The president has the power to do this, but Trump has misused that power to give war criminals a free pass. Interfering in the process before one of these cases went to trial was wrong, and overruling the punishment meted out in the other two was even worse. Trump’s action undermines military discipline. It sends a horrible message that U.S. forces will be allowed to get away with anything. Finally, it insults the hundreds of thousands of other people that have served honorably in the military. Trump probably thinks that by pardoning accused and convicted war criminals he is proving how “pro-military” he is, but by doing this he is showing blatant disrespect for the military’s own practices and system of justice.

Trump’s interventions in these cases is something his predecessors have never done:

Experts were unable to name any other recent case of a member of the American armed forces receiving a presidential pardon for a violent crime committed in uniform, except for one granted by Mr. Trump in May. And it was strikingly unusual, they said, to clear a soldier of murder charges before the case is tried.

“I’m not sure it’s ever been done,” said Gary Solis, a retired military judge who served as an armor officer in Vietnam.

The longer that U.S. wars abroad drag on, the more likely it is that standards of conduct will be debased. Pardoning a few war criminals today helps pave the way for the commission of even more war crimes in the years to come. Trump’s pardons subvert military justice now, and they also encourage more outrages in the future. One way that the pardons will encourage more of the same is the way that these men have been hailed as heroes:

Troops who testified in those two cases, against Lieutenant Lorance and Chief Gallagher, voiced disappointment and disbelief over Mr. Trump’s plans for clemency before they were announced.

“The tragedy of pardoning Lorance isn’t that he will be released from prison — I’ve found room for compassion there,” said Patrick Swanson, a former Army captain who was Lieutenant Lorance’s company commander in Afghanistan. “The tragedy is that people will hail him as a hero, and he is not a hero. He ordered those murders. He lied about them.”

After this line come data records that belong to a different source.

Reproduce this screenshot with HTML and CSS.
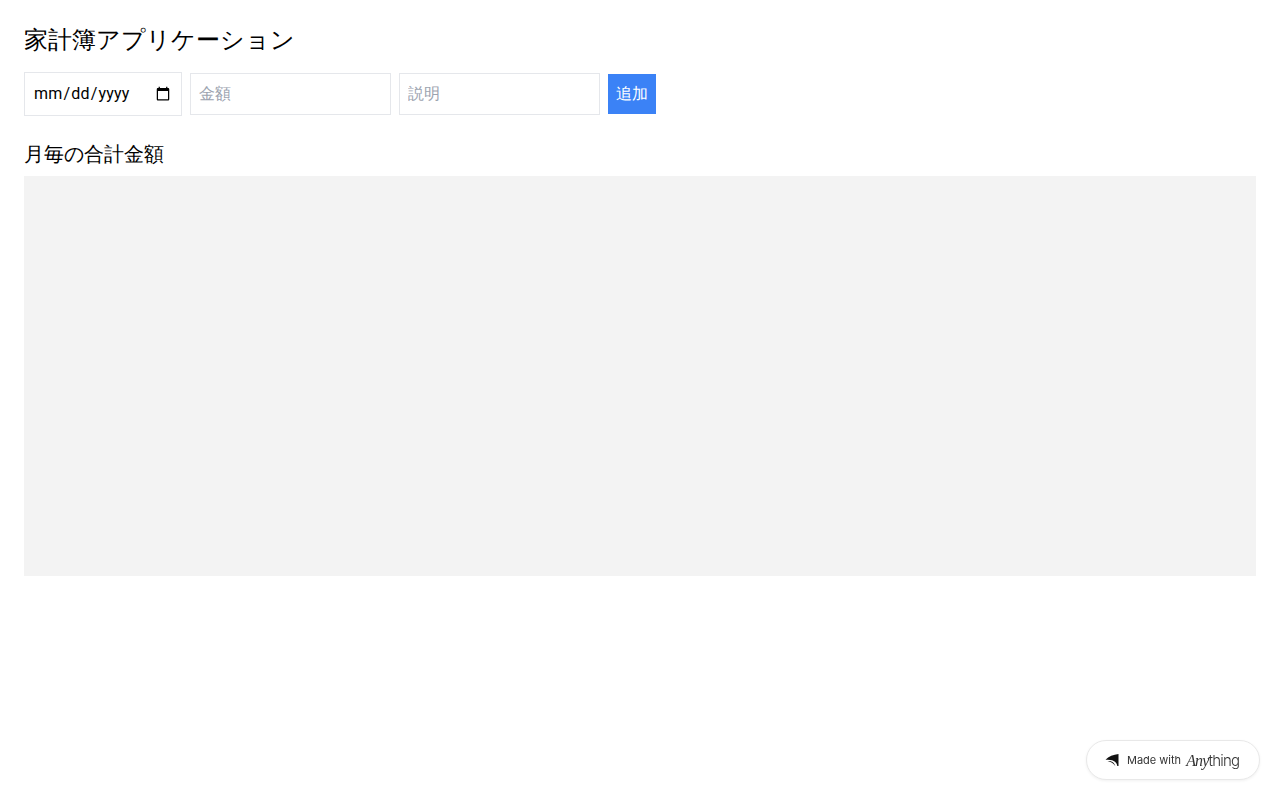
FILE: index.html
```html
<!DOCTYPE html>
<html lang="en">
<head>
<meta charset="UTF-8">
<meta name="viewport" content="width=device-width, initial-scale=1.0">
<title>家計簿アプリケーション</title>
<link rel="stylesheet" href="styles.css">
</head>
<body>
<div class="app">
    <h1 class="app-title">家計簿アプリケーション</h1>

    <form class="entry-form">
        <input class="field field-date" type="date">
        <input class="field field-text" type="text" placeholder="金額">
        <input class="field field-text" type="text" placeholder="説明">
        <button class="add-button" type="button">追加</button>
    </form>

    <h2 class="section-title">月毎の合計金額</h2>
    <div class="chart"></div>
</div>

<a class="made-with" href="#">
    <svg class="made-with-icon" width="14" height="14" viewBox="0 0 14 14">
        <path d="M0.500 6.800C3.500 3.500 8.500 1.500 13.500 1V13H12.300C12 9.500 9 6 0.500 6.800Z" fill="#111"/>
        <path d="M2.500 8C6 7.500 9.500 9.500 10.300 13C8.500 10.500 6 8.800 2.500 8Z" fill="#111"/>
    </svg>
    <span class="made-with-label">Made with</span>
    <span class="made-with-brand"><em>Any</em>thing</span>
</a>
</body>
</html>
```

FILE: styles.css
```css
* {
    box-sizing: border-box;
}

body {
    margin: 0;
    background-color: #fff;
    color: #000;
    font-family: Roboto, sans-serif;
}

.app {
    padding: 24px;
}

.app-title {
    margin: 0 0 16px;
    font-size: 24px;
    line-height: 32px;
    font-weight: 400;
}

.entry-form {
    display: flex;
    align-items: center;
    gap: 8px;
    margin-bottom: 24px;
}

.field {
    border: 1px solid #e5e7eb;
    background-color: #fff;
    font-family: inherit;
    font-size: 16px;
    border-radius: 0;
    color: #000;
}

.field::placeholder {
    color: #9ca3af;
}

.field-date {
    width: 158px;
    height: 44px;
    padding: 8px;
    line-height: 24px;
    letter-spacing: 0.2px;
}

.field-text {
    width: 201px;
    height: 42px;
    padding: 7px 8px 9px;
}

.add-button {
    height: 40px;
    padding: 8px;
    border: 0;
    background-color: #3b82f6;
    color: #fff;
    font-family: inherit;
    font-size: 16px;
    line-height: 24px;
}

.section-title {
    margin: 0 0 8px;
    font-size: 20px;
    line-height: 28px;
    font-weight: 400;
}

.chart {
    height: 400px;
    background-color: #f3f3f3;
}

.made-with {
    position: fixed;
    right: 20px;
    bottom: 20px;
    display: flex;
    align-items: center;
    width: 174px;
    height: 40px;
    padding-left: 18px;
    border: 1px solid #e8e8e8;
    border-radius: 20px;
    background-color: #fff;
    box-shadow: 0 1px 3px rgba(0, 0, 0, 0.06);
    color: #333;
    text-decoration: none;
}

.made-with-icon {
    flex: none;
    margin-right: 8px;
}

.made-with-label {
    font-family: Inter, sans-serif;
    font-size: 11px;
    margin-right: 5px;
}

.made-with-brand {
    font-family: Inter, sans-serif;
    font-size: 15px;
    letter-spacing: -0.8px;
    font-weight: 300;
}

.made-with-brand em {
    font-family: "Liberation Serif", serif;
    font-size: 16px;
    font-style: italic;
}
```
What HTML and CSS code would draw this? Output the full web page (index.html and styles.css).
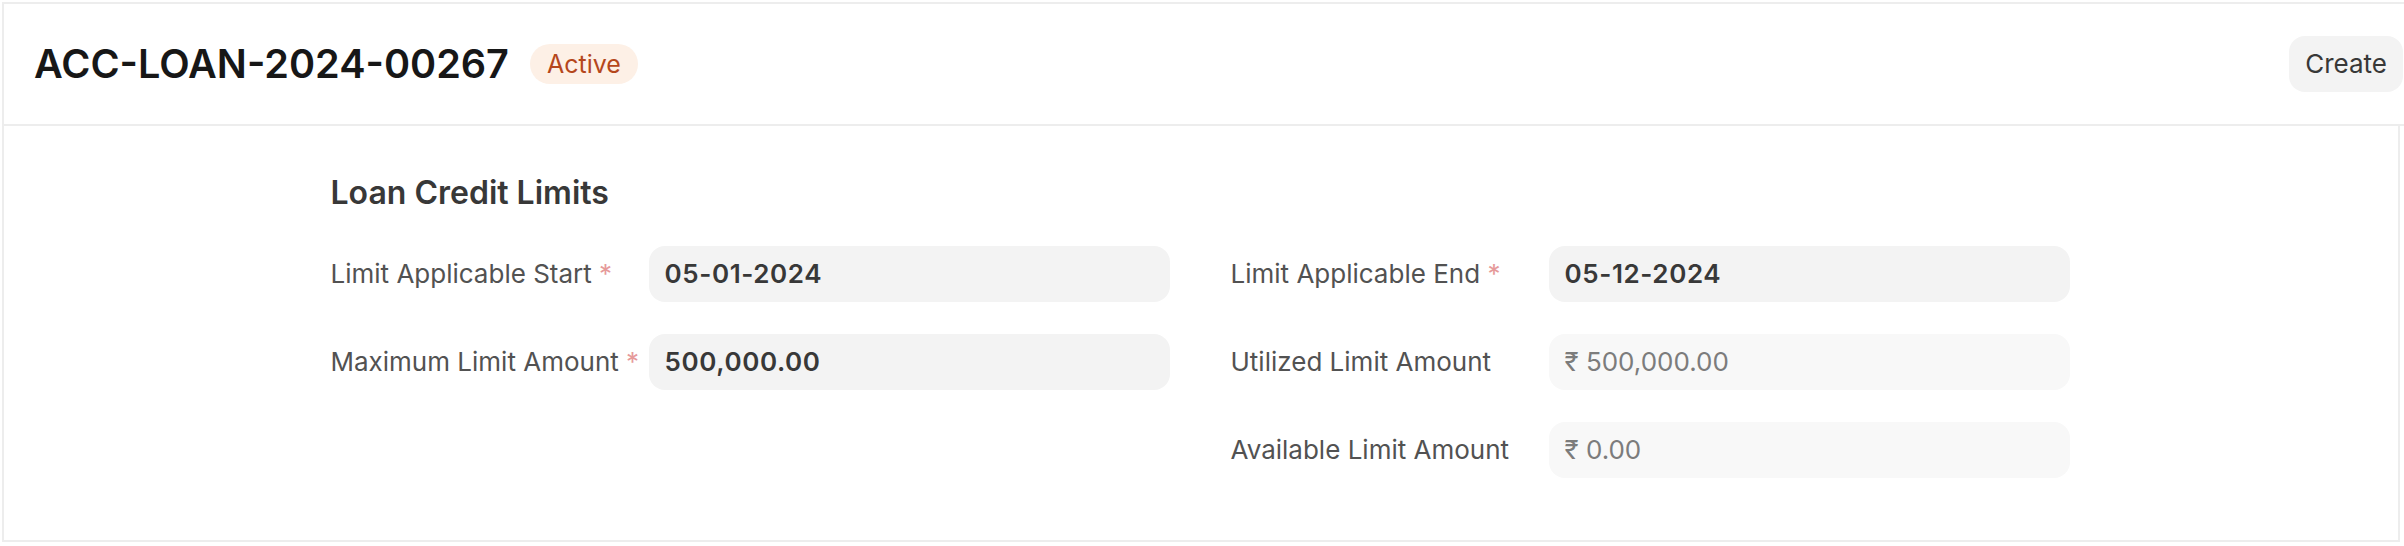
FILE: index.html
```html
<!DOCTYPE html>
<html lang="en">
<head>
<meta charset="utf-8">
<title>ACC-LOAN-2024-00267</title>
<link rel="stylesheet" href="styles.css">
</head>
<body>
<div class="page">
  <header class="page-head">
    <div class="title-wrap">
      <h1 class="title">ACC-LOAN-2024-00267</h1>
      <span class="badge">Active</span>
    </div>
    <button class="btn">Create</button>
  </header>
  <main class="page-body">
    <section class="section">
      <h2 class="section-title">Loan Credit Limits</h2>
      <div class="columns">
        <div class="column">
          <div class="field">
            <label class="label">Limit Applicable Start <span class="req">*</span></label>
            <div class="control"><span class="value strong">05-01-2024</span></div>
          </div>
          <div class="field">
            <label class="label">Maximum Limit Amount <span class="req">*</span></label>
            <div class="control"><span class="value strong">500,000.00</span></div>
          </div>
        </div>
        <div class="column">
          <div class="field">
            <label class="label">Limit Applicable End <span class="req">*</span></label>
            <div class="control"><span class="value strong">05-12-2024</span></div>
          </div>
          <div class="field">
            <label class="label">Utilized Limit Amount</label>
            <div class="control readonly"><span class="value muted">₹ 500,000.00</span></div>
          </div>
          <div class="field">
            <label class="label">Available Limit Amount</label>
            <div class="control readonly"><span class="value muted">₹ 0.00</span></div>
          </div>
        </div>
      </div>
    </section>
  </main>
</div>
</body>
</html>
```
FILE: styles.css
```css
* { box-sizing: border-box; }
html, body { margin: 0; padding: 0; background: #ffffff; }
body {
  font-family: Inter, "Noto Sans", "Liberation Sans", sans-serif;
  overflow: hidden;
  width: 2404px;
  height: 546px;
}
.page {
  padding-top: 2px;
  padding-left: 2px;
}
.page-head {
  display: flex;
  align-items: center;
  justify-content: space-between;
  height: 124px;
  border-top: 2px solid #ededed;
  border-left: 2px solid #ededed;
  border-bottom: 2px solid #ededed;
  padding: 0 1px 0 30px;
}
.title-wrap {
  display: flex;
  align-items: center;
  gap: 21px;
}
.title {
  margin: 0;
  font-size: 39.6px;
  font-weight: 600;
  line-height: 48px;
  color: #171717;
}
.badge {
  display: inline-flex;
  align-items: center;
  height: 40px;
  padding: 0 17px;
  border-radius: 20px;
  background: #fdf0e6;
  color: #b5471c;
  font-size: 25px;
  line-height: 40px;
}
.btn {
  font-family: inherit;
  height: 56px;
  padding: 0 16px;
  border: none;
  border-radius: 16px;
  background: #f3f3f3;
  color: #383838;
  font-size: 26px;
  line-height: 56px;
}
.page-body {
  height: 416px;
  border-left: 2px solid #ededed;
  border-right: 2px solid #ededed;
  border-bottom: 2px solid #ededed;
  margin-right: 4px;
  padding-top: 47px;
}
.section {
  width: 1739px;
  margin: 0 auto;
  position: relative;
  left: -1px;
}
.section-title {
  margin: 0 0 33px 0;
  font-size: 32px;
  line-height: 40px;
  font-weight: 600;
  color: #383838;
}
.columns {
  display: grid;
  grid-template-columns: 1fr 1fr;
  column-gap: 61px;
}
.column {
  display: flex;
  flex-direction: column;
  gap: 32px;
}
.field {
  display: grid;
  grid-template-columns: 318px 1fr;
  align-items: center;
}
.label {
  font-size: 26px;
  line-height: 32px;
  color: #525252;
}
.req { color: #e69a9a; }
.control {
  height: 56px;
  border-radius: 16px;
  background: #f3f3f3;
  display: flex;
  align-items: center;
  padding: 0 16px;
}
.control.readonly { background: #f8f8f8; }
.value { font-size: 26px; line-height: 32px; }
.value.strong { font-weight: 600; color: #383838; letter-spacing: 0.6px; }
.value.muted { color: #7c7c7c; }
```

The Lorance case is particularly striking because there is no doubt that he is guilty of murder, and he has just been let off the hook:

Mr. Lorance was a rookie Army lieutenant who had been in command of a platoon in Afghanistan for two days in July 2012 when he ordered his troops to fire on unarmed villagers who posed no threat, killing two men. He then called in false reports over the radio to cover up what had happened. He was immediately turned in by his own men.

There is a place for clemency, but there is no reason to grant it to someone who committed such an atrocity and then tried to cover it up. The response to Trump’s action has understandably been one of disgust:

Trump’s willingness to pardon war criminals should come as little surprise when he openly campaigned on committing war crimes. As a candidate, he talked about using torture on detainees and killing the families of suspected terrorists. As president, he has backed the Saudi coalition war on Yemen without reservation despite the long record of Saudi and Emirati war crimes against innocent Yemenis and loosened the rules of engagement in our own bombing campaigns.

The president overruled the advice of top Pentagon officials in these cases:

Top military leaders have pushed back hard against clearing the three men. Defense Secretary Mark Esper and Army Secretary Ryan McCarthy have argued that such a move would undermine the military code of justice, and would serve as a bad example to other troops in the field, administration officials said.

Trump has tended to defer to his military advisers on most things, so it is telling that this time he dismissed their concerns. He can be talked into perpetuating unnecessary and unwinnable wars, but when it comes to holding war criminals accountable he can’t be bothered to listen. As in everything else, the president doesn’t respect the laws governing the conduct of military personnel in war, and he doesn’t have a problem with the men that break those laws. On the contrary, he takes the side of the war criminals.